New research suggests that dog owners can shape the personality of their pets. The findings appear in the Journal of Research in Personality.

“Our lab studies how people and their relationships change across the lifespan. In thinking about the pets we’ve had in our lives, we realized that they’ve changed pretty considerably too since we first adopted them. We also realized that dogs vary pretty dramatically in their personality and this might be important. So we went about empirically testing some of these ideas,” said William Chopik, an assistant professor of psychology at Michigan State University and lead author of the study.

The researchers surveyed 1,681 dog owners about their pet’s personality, health and behavior. The dogs ranged in age from 1.5 weeks to 16 years old, and included 50 different breeds. The owners also answered a survey about their own personalities.

“Dogs can and do change in their personalities across life. There are some things that owners do that might affect how they change over time. For example, training/obedience classes had the strongest effects on personality — dogs were more active/excitable and followed your orders more often,” Chopik told PsyPost.

The researchers also found that dogs that were more active/excitable, younger, and female tended to have fewer chronic health conditions.

The personality of the owners was also associated with the personality of their dogs. Those high in extraversion tended to have dogs that were more active/excitable, while owners high in agreeableness, conscientiousness, and open-mindedness tended to have dogs that were less fearful, more active/excitable, and less aggressive toward people and animals.

More neurotic owners tended to have dogs that were more fearful and also less responsive to training.
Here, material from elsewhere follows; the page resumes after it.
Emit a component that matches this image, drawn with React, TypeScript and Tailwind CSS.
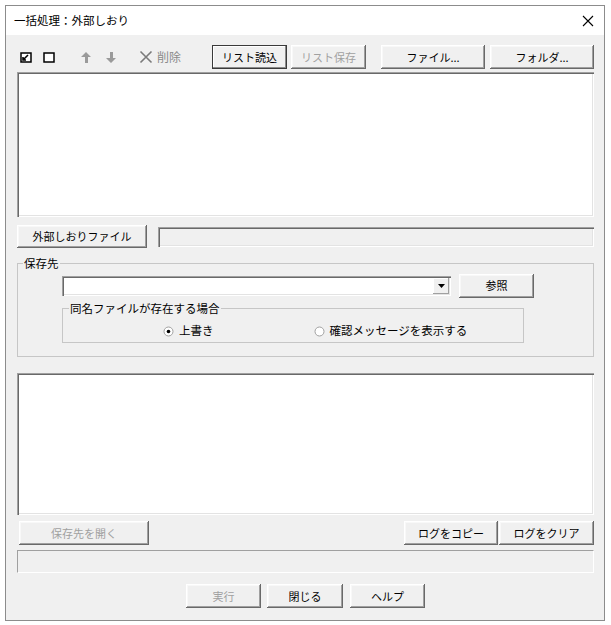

“We still don’t know entirely why dogs change. Our study was cross-sectional, so we only compared dogs of different ages rather than how their personalities change from before to after a life event (e.g., like being adopted). So there needs to be more studies doing that kind of research,” Chopik said.

“There are tons of other ways that owners probably affect their dogs’ personalities, but we only looked at a few. Being active with your dog or playing with them regularly might affect their personalities too, but we just don’t know that yet.”

The study, “Old dog, new tricks: Age differences in dog personality traits, associations with human personality traits, and links to important outcomes“, was authored by William J. Chopik and Jonathan R. Weaver.